Several years ago, I began to realize that this preoccupation with my body and appearance were sinful, and God showed me how caught up I was in this and how much my sense of value was caught up in this and I confessed my sin to Him and asked him to help me let go of this, focus on Him, and value myself in a godly way. Well, this is a lot easier said than done. Especially when I was so used to these feelings and this inner thought life…it permeated my very being. Well, I continued to wrestle with this and pray about it, asking God to help me in this area and give me godly thoughts, and then (2-2 ½ years ago), after finishing physical therapy for my neck and back at Sister Kenny, I was having severe burning pain as I described above and was diagnosed with the Chronic Myofascial, and the doctor prescribed amitriptyline. One of the side effects, (that I didn’t know at the time) was “excessive weight gain”. I eventually gained 25 lbs on this medication and when I realized this was happening because of the medicine and that no matter how much I exercised or restricted my eating, I couldn’t lose the weight, I made an appt. with my neurologist to talk about switching medications.

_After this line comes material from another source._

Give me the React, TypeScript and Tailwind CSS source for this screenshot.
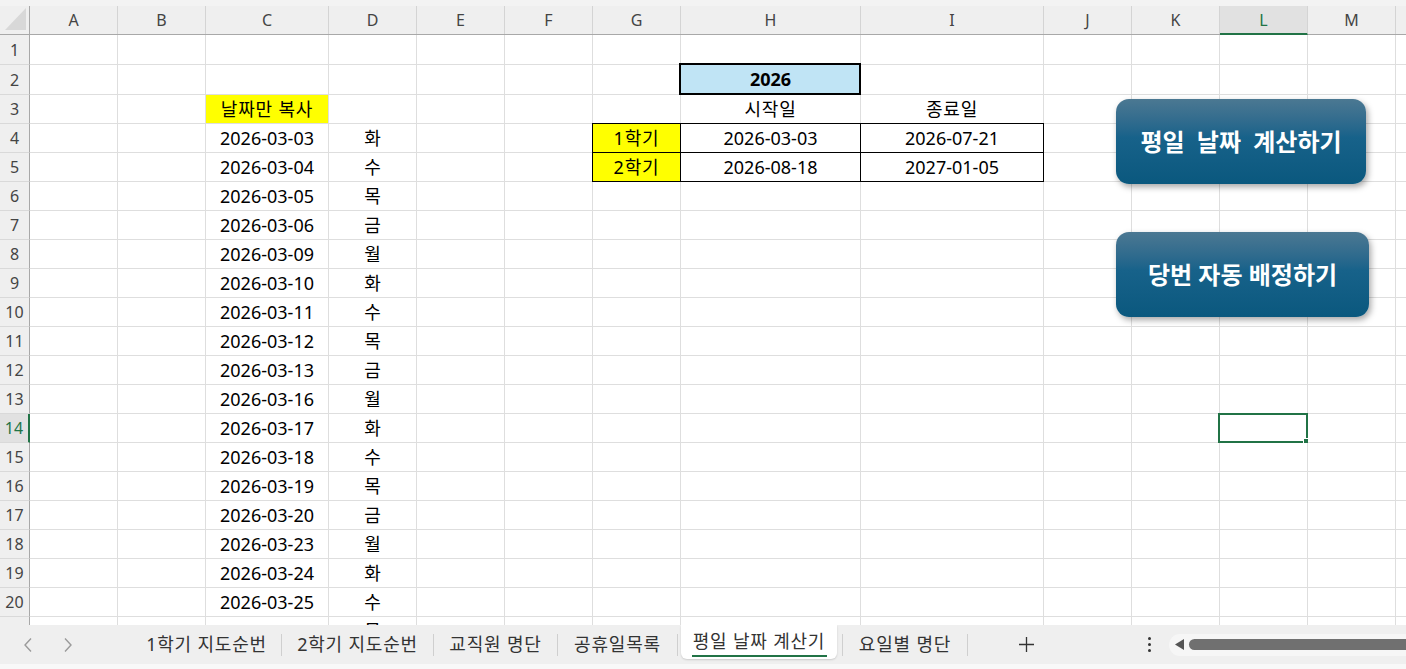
import React from "react";

const COLS: { k: string; w: string }[] = [
  { k: "A", w: "w-[88px]" },
  { k: "B", w: "w-[88px]" },
  { k: "C", w: "w-[123px]" },
  { k: "D", w: "w-[88px]" },
  { k: "E", w: "w-[88px]" },
  { k: "F", w: "w-[88px]" },
  { k: "G", w: "w-[88px]" },
  { k: "H", w: "w-[180px]" },
  { k: "I", w: "w-[183px]" },
  { k: "J", w: "w-[88px]" },
  { k: "K", w: "w-[88px]" },
  { k: "L", w: "w-[88px]" },
  { k: "M", w: "w-[88px]" },
  { k: "N", w: "w-[88px]" },
];

const DATES: [string, string][] = [
  ["2026-03-03", "화"],
  ["2026-03-04", "수"],
  ["2026-03-05", "목"],
  ["2026-03-06", "금"],
  ["2026-03-09", "월"],
  ["2026-03-10", "화"],
  ["2026-03-11", "수"],
  ["2026-03-12", "목"],
  ["2026-03-13", "금"],
  ["2026-03-16", "월"],
  ["2026-03-17", "화"],
  ["2026-03-18", "수"],
  ["2026-03-19", "목"],
  ["2026-03-20", "금"],
  ["2026-03-23", "월"],
  ["2026-03-24", "화"],
  ["2026-03-25", "수"],
  ["2026-03-26", "목"],
];

type CellSpec = {
  text?: string;
  bg?: string;
  bold?: boolean;
  kor?: boolean;
  border?: "thin" | "thick";
  selected?: boolean;
};

function cellFor(row: number, col: string): CellSpec {
  if (col === "C" && row === 3) return { text: "날짜만 복사", bg: "bg-[#ffff00]", kor: true };
  if (row >= 4 && row <= 21) {
    const d = DATES[row - 4];
    if (col === "C") return { text: d[0] };
    if (col === "D") return { text: d[1] };
  }
  if (row === 2 && col === "H") return { text: "2026", bg: "bg-[#c0e4f5]", bold: true, border: "thick" };
  if (row === 3 && col === "H") return { text: "시작일", kor: true };
  if (row === 3 && col === "I") return { text: "종료일", kor: true };
  if (row === 4 && col === "G") return { text: "1학기", bg: "bg-[#ffff00]", border: "thin", kor: true };
  if (row === 5 && col === "G") return { text: "2학기", bg: "bg-[#ffff00]", border: "thin", kor: true };
  if (row === 4 && col === "H") return { text: "2026-03-03", border: "thin" };
  if (row === 4 && col === "I") return { text: "2026-07-21", border: "thin" };
  if (row === 5 && col === "H") return { text: "2026-08-18", border: "thin" };
  if (row === 5 && col === "I") return { text: "2027-01-05", border: "thin" };
  if (row === 14 && col === "L") return { selected: true };
  return {};
}

function Row({ n }: { n: number }) {
  const h = n <= 2 ? "h-[30px]" : "h-[29px]";
  const active = n === 14;
  return (
    <div className={`flex shrink-0 ${h}`}>
      <div
        className={`w-[30px] shrink-0 flex items-center justify-center border-b border-[#d9d9d9] text-[16px] ${
          active
            ? "bg-[#e1e1e1] text-[#217346] border-r-2 border-r-[#217346]"
            : "bg-[#efefef] text-[#444] border-r border-r-[#a8a8a8]"
        }`}
      >
        {n}
      </div>
      {COLS.map((c) => {
        const s = cellFor(n, c.k);
        return (
          <div
            key={c.k}
            className={`${c.w} shrink-0 relative flex items-center justify-center border-r border-b border-[#dedede] text-[18px] text-black whitespace-nowrap ${
              s.bg ?? "bg-white"
            } ${s.bold ? "font-bold" : ""} ${s.kor ? "tracking-[0.8px]" : ""}`}
          >
            {s.text}
            {s.border === "thin" && (
              <span className="absolute -left-px -top-px -right-px -bottom-px border border-black pointer-events-none" />
            )}
            {s.border === "thick" && (
              <span className="absolute -left-[2px] -top-[2px] -right-px -bottom-px border-2 border-black pointer-events-none" />
            )}
            {s.selected && (
              <span className="absolute -left-[2px] -top-[1px] -right-px -bottom-px border-2 border-[#217346] pointer-events-none">
                <span className="absolute -right-[4px] -bottom-[4px] w-[7px] h-[7px] bg-[#217346] border border-white" />
              </span>
            )}
          </div>
        );
      })}
    </div>
  );
}

function Header() {
  return (
    <div className="flex flex-col shrink-0 h-[35px] bg-[#efefef]">
      <div className="h-[6px] bg-[#f3f3f3]" />
      <div className="flex h-[29px] border-b border-[#a8a8a8]">
        <div className="w-[30px] shrink-0 relative border-r border-[#a8a8a8]">
          <svg className="absolute left-[5px] top-[2px]" width="21" height="22" viewBox="0 0 21 22">
            <polygon points="21,0 21,22 0,22" fill="#d8d8d8" />
          </svg>
        </div>
        {COLS.map((c) =>
          c.k === "L" ? (
            <div
              key={c.k}
              className={`${c.w} shrink-0 flex items-center justify-center bg-[#e1e1e1] border-r border-[#d4d4d4] border-b-2 border-b-[#217346] -mb-px text-[16px] text-[#217346]`}
            >
              {c.k}
            </div>
          ) : (
            <div
              key={c.k}
              className={`${c.w} shrink-0 flex items-center justify-center border-r border-[#d4d4d4] text-[16px] text-[#444]`}
            >
              {c.k}
            </div>
          )
        )}
      </div>
    </div>
  );
}

function Sep() {
  return <div className="w-px h-[22px] bg-[#cfcfcf] shrink-0" />;
}

function Tab({ label, w }: { label: string; w: string }) {
  return (
    <div className={`${w} shrink-0 flex justify-center text-[18px] tracking-[0.8px] text-[#333] whitespace-nowrap`}>
      {label}
    </div>
  );
}

function TabBar() {
  return (
    <div className="flex flex-col shrink-0">
      <div className="h-[39px] bg-[#efefef] flex items-center">
        <div className="w-[132px] shrink-0 flex items-center">
          <svg className="ml-[23px]" width="10" height="16" viewBox="0 0 10 16" fill="none">
            <path d="M8 1.5 L2 8 L8 14.5" stroke="#9a9a9a" strokeWidth="1.4" />
          </svg>
          <svg className="ml-[30px]" width="10" height="16" viewBox="0 0 10 16" fill="none">
            <path d="M2 1.5 L8 8 L2 14.5" stroke="#9a9a9a" strokeWidth="1.4" />
          </svg>
        </div>
        <Tab label="1학기 지도순번" w="w-[149px]" />
        <Sep />
        <Tab label="2학기 지도순번" w="w-[151px]" />
        <Sep />
        <Tab label="교직원 명단" w="w-[123px]" />
        <Sep />
        <Tab label="공휴일목록" w="w-[119px]" />
        <Sep />
        <div className="self-start ml-[3px] mr-[5px] w-[156px] shrink-0 h-[34px] bg-white rounded-b-[6px] shadow-[0_1px_2px_rgba(0,0,0,0.15)] flex flex-col items-center justify-center">
          <div className="text-[18px] tracking-[0.8px] text-[#333] whitespace-nowrap leading-[22px] mt-[2px]">평일 날짜 계산기</div>
          <div className="h-[2px] w-[135px] bg-[#217346] mt-[3px]" />
        </div>
        <Sep />
        <Tab label="요일별 명단" w="w-[124px]" />
        <Sep />
        <div className="ml-[48px] w-[20px] shrink-0 flex items-center justify-center">
          <svg width="17" height="17" viewBox="0 0 17 17">
            <path d="M8.5 1 V16 M1 8.5 H16" stroke="#333" strokeWidth="1.3" />
          </svg>
        </div>
        <div className="ml-[110px] w-[6px] shrink-0 flex flex-col items-center gap-[3px]">
          <div className="w-[3px] h-[3px] bg-[#333] rounded-full" />
          <div className="w-[3px] h-[3px] bg-[#333] rounded-full" />
          <div className="w-[3px] h-[3px] bg-[#333] rounded-full" />
        </div>
        <div className="ml-[17px] flex-1 h-[22px] bg-[#f6f6f6] rounded-l-full flex items-center">
          <svg className="ml-[6px]" width="9" height="11" viewBox="0 0 9 11">
            <polygon points="9,0 9,11 0,5.5" fill="#555" />
          </svg>
          <div className="ml-[5px] flex-1 h-[11px] bg-[#707070] rounded-l-full" />
        </div>
      </div>
      <div className="h-[5px] bg-[#f8f8f8]" />
    </div>
  );
}

export default function App() {
  const rows = Array.from({ length: 21 }, (_, i) => i + 1);
  return (
    <div className="relative w-[1406px] h-[669px] overflow-hidden bg-white flex flex-col font-['Noto_Sans','Noto_Sans_CJK_KR',sans-serif]">
      <Header />
      <div className="h-[590px] shrink-0 overflow-hidden flex flex-col">
        {rows.map((n) => (
          <Row key={n} n={n} />
        ))}
      </div>
      <TabBar />

      <button className="absolute left-[1116px] top-[99px] w-[250px] h-[85px] rounded-[13px] bg-gradient-to-b from-[#4b7892] via-[#17628a] via-45% to-[#0a587e] shadow-[2px_3px_6px_rgba(0,0,0,0.35)] text-white font-bold text-[24px] [word-spacing:6px] flex items-center justify-center">
        평일 날짜 계산하기
      </button>
      <button className="absolute left-[1116px] top-[232px] w-[253px] h-[85px] rounded-[13px] bg-gradient-to-b from-[#4b7892] via-[#17628a] via-45% to-[#0a587e] shadow-[2px_3px_6px_rgba(0,0,0,0.35)] text-white font-bold text-[24px] flex items-center justify-center">
        당번 자동 배정하기
      </button>
    </div>
  );
}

Prior to this, we had gone through some severe financial woes and we were on a very strict budget. Well, the other medication that the doctor wanted to put me on would cost me too much out of pocket. We couldn’t afford it. So I went home and continued to struggle with anxiety as the pounds were being put on. For many, this would not be a big deal. For me, it was a horrendous feeling of losing control and of utter disgust with myself.

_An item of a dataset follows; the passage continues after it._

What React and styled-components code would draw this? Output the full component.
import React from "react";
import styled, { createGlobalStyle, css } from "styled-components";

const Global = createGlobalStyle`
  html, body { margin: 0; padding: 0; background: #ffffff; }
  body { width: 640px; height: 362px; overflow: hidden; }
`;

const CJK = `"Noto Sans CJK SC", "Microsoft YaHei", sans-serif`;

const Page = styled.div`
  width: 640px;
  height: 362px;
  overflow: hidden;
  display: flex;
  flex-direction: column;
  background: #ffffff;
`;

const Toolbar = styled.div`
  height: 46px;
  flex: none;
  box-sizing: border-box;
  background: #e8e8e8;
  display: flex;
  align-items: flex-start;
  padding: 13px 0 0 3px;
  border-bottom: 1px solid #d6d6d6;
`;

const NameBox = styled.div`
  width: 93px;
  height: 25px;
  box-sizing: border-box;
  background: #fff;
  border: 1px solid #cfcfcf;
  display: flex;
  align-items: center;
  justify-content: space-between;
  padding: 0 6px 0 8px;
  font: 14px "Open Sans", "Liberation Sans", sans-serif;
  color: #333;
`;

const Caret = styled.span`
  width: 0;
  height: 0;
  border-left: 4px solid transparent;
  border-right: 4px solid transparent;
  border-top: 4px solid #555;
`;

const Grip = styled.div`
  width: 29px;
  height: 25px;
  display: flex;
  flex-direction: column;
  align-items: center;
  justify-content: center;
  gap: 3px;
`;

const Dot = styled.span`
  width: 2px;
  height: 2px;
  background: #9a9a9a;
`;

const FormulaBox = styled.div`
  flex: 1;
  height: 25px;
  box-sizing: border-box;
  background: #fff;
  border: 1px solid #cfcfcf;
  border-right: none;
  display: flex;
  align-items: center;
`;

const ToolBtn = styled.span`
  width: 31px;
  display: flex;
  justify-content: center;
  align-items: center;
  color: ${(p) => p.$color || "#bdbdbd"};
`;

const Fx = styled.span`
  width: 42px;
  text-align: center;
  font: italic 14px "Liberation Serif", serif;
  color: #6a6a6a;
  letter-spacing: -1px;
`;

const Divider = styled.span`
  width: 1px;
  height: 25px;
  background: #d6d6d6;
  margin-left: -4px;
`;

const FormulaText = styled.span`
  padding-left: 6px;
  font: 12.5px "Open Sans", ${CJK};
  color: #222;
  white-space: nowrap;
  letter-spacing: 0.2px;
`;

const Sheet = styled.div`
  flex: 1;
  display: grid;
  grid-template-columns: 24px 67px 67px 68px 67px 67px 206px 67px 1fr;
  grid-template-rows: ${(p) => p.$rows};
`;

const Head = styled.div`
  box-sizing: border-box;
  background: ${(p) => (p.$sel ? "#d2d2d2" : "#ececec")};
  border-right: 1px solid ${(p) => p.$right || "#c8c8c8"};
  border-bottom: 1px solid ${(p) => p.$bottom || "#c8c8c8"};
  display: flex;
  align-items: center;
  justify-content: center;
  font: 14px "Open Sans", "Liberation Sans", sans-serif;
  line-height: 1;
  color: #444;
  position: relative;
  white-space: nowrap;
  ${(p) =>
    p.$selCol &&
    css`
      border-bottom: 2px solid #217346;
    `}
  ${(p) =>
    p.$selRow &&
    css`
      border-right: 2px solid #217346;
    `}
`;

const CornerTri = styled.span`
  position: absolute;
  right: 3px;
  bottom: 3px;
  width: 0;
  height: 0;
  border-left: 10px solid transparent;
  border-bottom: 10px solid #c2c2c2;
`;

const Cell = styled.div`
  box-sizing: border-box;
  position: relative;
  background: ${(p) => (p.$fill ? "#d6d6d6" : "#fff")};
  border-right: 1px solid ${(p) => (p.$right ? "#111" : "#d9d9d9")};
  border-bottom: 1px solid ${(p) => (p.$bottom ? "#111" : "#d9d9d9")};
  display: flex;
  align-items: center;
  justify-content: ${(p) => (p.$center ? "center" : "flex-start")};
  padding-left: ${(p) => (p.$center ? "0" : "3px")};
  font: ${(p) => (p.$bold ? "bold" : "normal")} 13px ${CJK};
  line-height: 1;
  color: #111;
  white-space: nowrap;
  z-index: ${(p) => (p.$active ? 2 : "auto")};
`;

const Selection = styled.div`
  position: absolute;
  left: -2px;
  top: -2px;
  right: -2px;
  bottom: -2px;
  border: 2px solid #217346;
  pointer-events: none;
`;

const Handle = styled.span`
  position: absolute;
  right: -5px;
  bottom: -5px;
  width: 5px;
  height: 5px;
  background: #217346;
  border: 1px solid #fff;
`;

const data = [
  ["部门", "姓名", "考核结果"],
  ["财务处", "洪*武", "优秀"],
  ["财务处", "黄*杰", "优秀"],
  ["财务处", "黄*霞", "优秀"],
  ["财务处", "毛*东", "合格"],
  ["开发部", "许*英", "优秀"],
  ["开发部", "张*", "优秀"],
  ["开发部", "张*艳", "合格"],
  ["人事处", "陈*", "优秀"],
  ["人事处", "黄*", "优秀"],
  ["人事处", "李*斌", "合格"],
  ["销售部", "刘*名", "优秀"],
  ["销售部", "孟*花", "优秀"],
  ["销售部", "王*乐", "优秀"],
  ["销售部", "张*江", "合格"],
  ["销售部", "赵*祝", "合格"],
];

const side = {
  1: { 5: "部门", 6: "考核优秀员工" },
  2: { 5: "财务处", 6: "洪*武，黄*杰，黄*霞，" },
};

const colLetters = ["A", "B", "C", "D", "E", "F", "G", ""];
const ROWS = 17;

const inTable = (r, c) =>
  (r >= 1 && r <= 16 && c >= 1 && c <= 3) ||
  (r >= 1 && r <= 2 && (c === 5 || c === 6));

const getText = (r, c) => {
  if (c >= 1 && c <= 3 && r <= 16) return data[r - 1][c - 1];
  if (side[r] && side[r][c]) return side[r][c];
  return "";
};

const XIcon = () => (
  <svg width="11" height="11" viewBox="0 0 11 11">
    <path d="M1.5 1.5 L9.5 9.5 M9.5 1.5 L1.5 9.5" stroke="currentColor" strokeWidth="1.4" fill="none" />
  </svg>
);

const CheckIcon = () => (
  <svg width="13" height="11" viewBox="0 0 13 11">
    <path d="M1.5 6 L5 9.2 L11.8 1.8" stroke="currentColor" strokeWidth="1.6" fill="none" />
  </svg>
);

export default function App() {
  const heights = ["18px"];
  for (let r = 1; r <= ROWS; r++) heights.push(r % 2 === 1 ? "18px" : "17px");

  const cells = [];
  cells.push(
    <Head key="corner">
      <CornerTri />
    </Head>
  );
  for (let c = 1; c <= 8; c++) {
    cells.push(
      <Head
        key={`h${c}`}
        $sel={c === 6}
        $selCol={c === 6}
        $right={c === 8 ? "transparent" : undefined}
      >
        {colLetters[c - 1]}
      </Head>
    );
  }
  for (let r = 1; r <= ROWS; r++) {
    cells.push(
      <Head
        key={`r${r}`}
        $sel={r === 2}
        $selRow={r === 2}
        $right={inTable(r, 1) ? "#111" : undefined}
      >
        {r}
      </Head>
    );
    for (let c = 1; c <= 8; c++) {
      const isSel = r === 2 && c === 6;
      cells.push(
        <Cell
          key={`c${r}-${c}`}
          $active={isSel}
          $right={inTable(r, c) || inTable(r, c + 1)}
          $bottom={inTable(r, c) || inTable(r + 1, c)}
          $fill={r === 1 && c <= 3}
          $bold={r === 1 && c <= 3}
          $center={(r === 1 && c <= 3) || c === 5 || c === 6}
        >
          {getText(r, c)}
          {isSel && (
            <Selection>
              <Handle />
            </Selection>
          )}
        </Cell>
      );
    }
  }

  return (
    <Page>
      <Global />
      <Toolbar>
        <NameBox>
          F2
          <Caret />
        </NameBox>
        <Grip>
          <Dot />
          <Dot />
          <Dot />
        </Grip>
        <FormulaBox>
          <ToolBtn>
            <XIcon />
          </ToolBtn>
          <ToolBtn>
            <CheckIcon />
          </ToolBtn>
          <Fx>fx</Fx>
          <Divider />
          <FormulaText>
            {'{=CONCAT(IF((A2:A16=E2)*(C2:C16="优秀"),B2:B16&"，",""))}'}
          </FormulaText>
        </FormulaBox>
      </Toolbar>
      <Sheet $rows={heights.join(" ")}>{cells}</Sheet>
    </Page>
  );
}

Well, God allowed me to battle through these feelings and make progress. I dealt with and prayed through these feelings I was having and felt good about the progress I was making. My neck and back were feeling good and I decided (last August) to take the step of going off the amitriptyline. For 3 ½ months, things went well. I continued to do my stretches daily and my strengthening exercises twice a week and I’d get sore sometimes, but no out of control pain. As the weight began to come off, I found that my thought-life was beginning to fall into old patterns again and I found myself desiring to lose all the weight. In the past, whenever I would gain weight, I would do everything necessary to lose it. I felt that old impulse kick in and yet I knew the motive behind it was not godly, but selfish. It wasn’t about being healthy, and honoring God, but about looking good and drawing attention to myself.

I battled these thoughts and feelings, some days feeling like I was winning and some days losing, till 4 weeks ago, I awoke with searing pain in my neck. Nothing but the amitriptyline gives me real relief. I don’t think this is all a coincidence. I believe that God is in the business of graciously sanctifying me at painful costs. Today I had an appt. with my neurologist. I talked to him again about alternative medications. He gave me some samples of a new one that came out 2 months ago. I called my pharmacy to ask how much this would cost me. They said $50/month. This may not seem like a lot to some, but finances are tight, especially when I’m going to go through more therapy next month, and my amitriptyline cost’s me $3/month. Now I have a decision to make, but I don’t doubt that if I make the wrong one, God will correct me, for my own good, because He loves me and He knows that self-obsession leads to emptiness, dissatisfaction, and depression and God-obsession leads to fullness and satisfaction and joy.